If the brutal realism was not enough to scare the byjesus out of your average unsuspecting child and parent then the surreal depictions of rabbit perceptions will get all concerned re-looking at the "U" certificate with due concern. It's amazing that the film has not been re-certified. Nevertheless, I am not worried that it might mean it will get to more child audiences. The picture touched a lot of people worldwide and is a great antidote to the vast majority of feature length formulaic animated films. The style of animation is bold opening with the rabbit "Creation Story" presented in an art inspired by aboriginal art, turning to a near photographic picture as the opening credits lead across the English countryside until we come to a rabbit's eye. Then we switch to the main animated style, simple yet dramatic 2D that reveal detail without ever sacrificing emotion.
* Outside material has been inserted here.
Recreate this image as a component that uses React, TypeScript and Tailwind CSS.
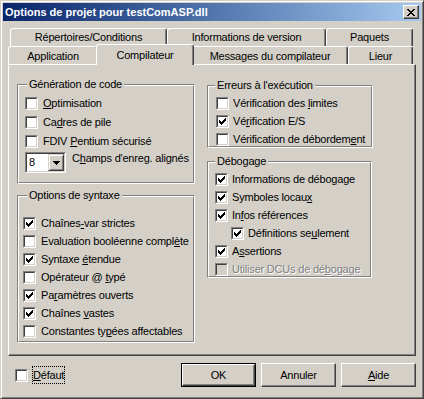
import type { ReactNode } from 'react';

function CheckMark() {
  return (
    <svg width="7" height="7" viewBox="0 0 7 7" shapeRendering="crispEdges">
      <path d="M0 2h1v3H0zM1 3h1v3H1zM2 4h1v3H2zM3 3h1v3H3zM4 2h1v3H4zM5 1h1v3H5zM6 0h1v3H6z" fill="#000" />
    </svg>
  );
}

function Box({ checked, disabled }: { checked?: boolean; disabled?: boolean }) {
  return (
    <div className="h-[13px] w-[13px] shrink-0 border border-t-[#808080] border-l-[#808080] border-r-white border-b-white">
      <div
        className={`flex h-full w-full items-center justify-center border border-t-[#404040] border-l-[#404040] border-r-[#d4d0c8] border-b-[#d4d0c8] ${
          disabled ? 'bg-[#d4d0c8]' : 'bg-white'
        }`}
      >
        {checked && <CheckMark />}
      </div>
    </div>
  );
}

function Option({
  children,
  checked,
  disabled,
  gap = 'ml-[5px]',
  className = '',
}: {
  children: ReactNode;
  checked?: boolean;
  disabled?: boolean;
  gap?: string;
  className?: string;
}) {
  return (
    <div className={`flex h-[13px] items-center ${className}`}>
      <Box checked={checked} disabled={disabled} />
      <span
        className={`${gap} whitespace-nowrap leading-[13px] ${
          disabled ? 'text-[#808080] [text-shadow:1px_1px_0_#fff]' : ''
        }`}
      >
        {children}
      </span>
    </div>
  );
}

function Group({
  title,
  titleLeft,
  className,
  children,
}: {
  title: string;
  titleLeft: string;
  className: string;
  children: ReactNode;
}) {
  return (
    <div className={`relative border border-t-[#808080] border-l-[#808080] border-r-white border-b-white ${className}`}>
      <div className="h-full w-full border border-t-white border-l-white border-r-[#808080] border-b-[#808080]">
        {children}
      </div>
      <span className={`absolute -top-[7px] ${titleLeft} whitespace-nowrap bg-[#d4d0c8] px-[2px] leading-[13px]`}>
        {title}
      </span>
    </div>
  );
}

function Tab({ label, className = '' }: { label: string; className?: string }) {
  return (
    <div
      className={`flex shrink-0 items-center justify-center rounded-t-[3px] border-t border-l border-r border-t-white border-l-white border-r-[#404040] bg-[#d4d0c8] shadow-[inset_-1px_0_0_#808080] ${className}`}
    >
      {label}
    </div>
  );
}

function Button({ children, isDefault }: { children: ReactNode; isDefault?: boolean }) {
  const face = (
    <div className="flex h-full w-full items-center justify-center border border-t-white border-l-white border-r-[#404040] border-b-[#404040] shadow-[inset_-1px_-1px_0_#808080]">
      {children}
    </div>
  );
  if (isDefault) {
    return <div className="h-[24px] w-[75px] border border-black">{face}</div>;
  }
  return <div className="h-[24px] w-[75px]">{face}</div>;
}

export default function App() {
  return (
    <div className="h-[399px] w-[424px] border border-t-[#d4d0c8] border-l-[#d4d0c8] border-r-[#404040] border-b-[#404040] bg-[#d4d0c8] p-[2px] font-['Liberation_Sans',Arial,sans-serif] text-[11px] tracking-[-0.2px] text-black shadow-[inset_1px_1px_0_#fff,inset_-1px_-1px_0_#808080]">
      {/* Title bar */}
      <div className="flex h-[18px] items-center justify-between bg-linear-to-r from-[#0a246a] to-[#a6caf0] pl-[2px]">
        <span className="font-bold leading-[13px] tracking-normal text-white">Options de projet pour testComASP.dll</span>
        <div className="mr-[2px] flex h-[14px] w-[16px] items-center justify-center border border-t-white border-l-white border-r-[#404040] border-b-[#404040] bg-[#d4d0c8] shadow-[inset_-1px_-1px_0_#808080]">
          <svg width="8" height="7" viewBox="0 0 8 7" shapeRendering="crispEdges">
            <path
              d="M0 0h2v1H0zM6 0h2v1H6zM1 1h2v1H1zM5 1h2v1H5zM2 2h4v1H2zM3 3h2v1H3zM2 4h4v1H2zM1 5h2v1H1zM5 5h2v1H5zM0 6h2v1H0zM6 6h2v1H6z"
              fill="#000"
            />
          </svg>
        </div>
      </div>

      {/* Tabs */}
      <div className="mt-[7px] ml-[7px] flex h-[18px]">
        <Tab label="Répertoires/Conditions" className="h-[18px] w-[157px]" />
        <Tab label="Informations de version" className="h-[18px] w-[159px]" />
        <Tab label="Paquets" className="h-[18px] w-[87px]" />
      </div>
      <div className="ml-[5px] flex h-[18px] items-end">
        <Tab label="Application" className="h-[18px] w-[90px] pt-[2px]" />
        <Tab label="Compilateur" className="relative z-10 -mb-[1px] -ml-[2px] h-[21px] w-[98px]" />
        <Tab label="Messages du compilateur" className="-ml-[2px] h-[18px] w-[156px] pt-[2px]" />
        <Tab label="Lieur" className="h-[18px] w-[65px] pt-[2px]" />
      </div>

      {/* Panel */}
      <div className="ml-[5px] flex h-[292px] w-[408px] items-start border border-t-white border-l-white border-r-[#404040] border-b-[#404040] shadow-[inset_-1px_-1px_0_#808080]">
        <div className="mt-[19px] ml-[8px] flex w-[178px] flex-col">
          <Group title="Génération de code" titleLeft="left-[9px]" className="h-[100px] w-[178px]">
            <div className="flex flex-col gap-[6px] pt-[11px] pl-[6px]">
              <Option>
                <u>O</u>ptimisation
              </Option>
              <Option>
                Ca<u>d</u>res de pile
              </Option>
              <Option>
                FDIV <u>P</u>entium sécurisé
              </Option>
              <div className="-mt-[2px] flex items-start">
                <div className="h-[21px] w-[41px] border border-t-[#808080] border-l-[#808080] border-r-white border-b-white">
                  <div className="flex h-full w-full items-center border border-t-[#404040] border-l-[#404040] border-r-[#d4d0c8] border-b-[#d4d0c8] bg-white">
                    <span className="flex-1 pl-[2px] leading-[13px]">8</span>
                    <div className="flex h-[17px] w-[16px] items-center justify-center border border-t-[#d4d0c8] border-l-[#d4d0c8] border-r-[#404040] border-b-[#404040] bg-[#d4d0c8] shadow-[inset_1px_1px_0_#fff,inset_-1px_-1px_0_#808080]">
                      <svg width="7" height="4" viewBox="0 0 7 4" shapeRendering="crispEdges">
                        <path d="M0 0h7v1H0zM1 1h5v1H1zM2 2h3v1H2zM3 3h1v1H3z" fill="#000" />
                      </svg>
                    </div>
                  </div>
                </div>
                <span className="ml-[6px] whitespace-nowrap leading-[13px]">
                  C<u>h</u>amps d'enreg. alignés
                </span>
              </div>
            </div>
          </Group>

          <Group title="Options de syntaxe" titleLeft="left-[9px]" className="mt-[11px] h-[148px] w-[178px]">
            <div className="flex flex-col gap-[5px] pt-[20px] pl-[4px]">
              <Option checked>
                Chaînes<u>-</u>var strictes
              </Option>
              <Option>
                Evaluation booléenne compl<u>è</u>te
              </Option>
              <Option checked>
                Syntaxe <u>é</u>tendue
              </Option>
              <Option>
                Opérateur @ <u>t</u>ypé
              </Option>
              <Option checked>
                Pa<u>r</u>amètres ouverts
              </Option>
              <Option checked>
                Chaînes <u>v</u>astes
              </Option>
              <Option>
                Constantes ty<u>p</u>ées affectables
              </Option>
            </div>
          </Group>
        </div>

        <div className="mt-[20px] ml-[12px] flex w-[166px] flex-col">
          <Group title="Erreurs à l'exécution" titleLeft="left-[7px]" className="h-[63px] w-[166px]">
            <div className="flex flex-col gap-[5px] pt-[10px] pl-[7px]">
              <Option gap="ml-[4px]">
                Vérification des <u>l</u>imites
              </Option>
              <Option checked gap="ml-[4px]">
                Vé<u>r</u>ification E/S
              </Option>
              <Option gap="ml-[4px]">
                Vérification de débordem<u>e</u>nt
              </Option>
            </div>
          </Group>

          <Group title="Débogage" titleLeft="left-[7px]" className="mt-[13px] h-[117px] w-[165px]">
            <div className="flex flex-col gap-[5px] pt-[10px] pl-[6px]">
              <Option checked gap="ml-[4px]">
                Informations de débo<u>g</u>age
              </Option>
              <Option checked gap="ml-[4px]">
                Symboles locau<u>x</u>
              </Option>
              <Option checked gap="ml-[4px]">
                In<u>f</u>os références
              </Option>
              <Option checked gap="ml-[4px]" className="ml-[16px]">
                Définitions se<u>u</u>lement
              </Option>
              <Option checked gap="ml-[4px]">
                A<u>s</u>sertions
              </Option>
              <Option disabled gap="ml-[4px]">
                Utiliser DCUs de dé<u>b</u>ogage
              </Option>
            </div>
          </Group>
        </div>
      </div>

      {/* Bottom row */}
      <div className="mt-[7px] flex h-[24px] items-center">
        <div className="ml-[12px] flex items-center">
          <Box />
          <span className="ml-[5px] leading-[16px] outline-1 outline-black outline-dotted">
            <u>D</u>éfaut
          </span>
        </div>
        <div className="mr-[5px] ml-auto flex gap-[5px]">
          <Button isDefault>OK</Button>
          <Button>Annuler</Button>
          <Button>
            <u>A</u>ide
          </Button>
        </div>
      </div>
    </div>
  );
}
The aforementioned surreal animation comes into play with a nightmarish representation of the description of the destruction the Saddleford Warren and then later during the famous "Bright Eyes" segment.

Everything works for "Watership Down". From its original iconic promotional poster, which is a silhouette of Bigwig caught in a snare, to its sad ending, the picture is a triumph for intelligent challenging family cinema and director Martin Rosen's finest hour. Rosen would go onto push the proverbial envelope further with an adaptation of Richard Adams' other novel "The Plague Dogs". Unfortunately this would prove too dark for audiences at the time.

"All the world will be your enemy, Prince of a Thousand enemies. And when they catch you, they will kill you. But first they must catch you; digger, listener, runner, Prince with the swift warning. Be cunning, and full of tricks, and your people will never be destroyed".

Those words, as read by narrator Michael Horden, still make the hairs stand up on the back of my neck. Strong drama, comedy, realism, action, allegory, mythology and characterization is what makes this film stand head and shoulders above just about anything Disney and its competitors has thrown at us.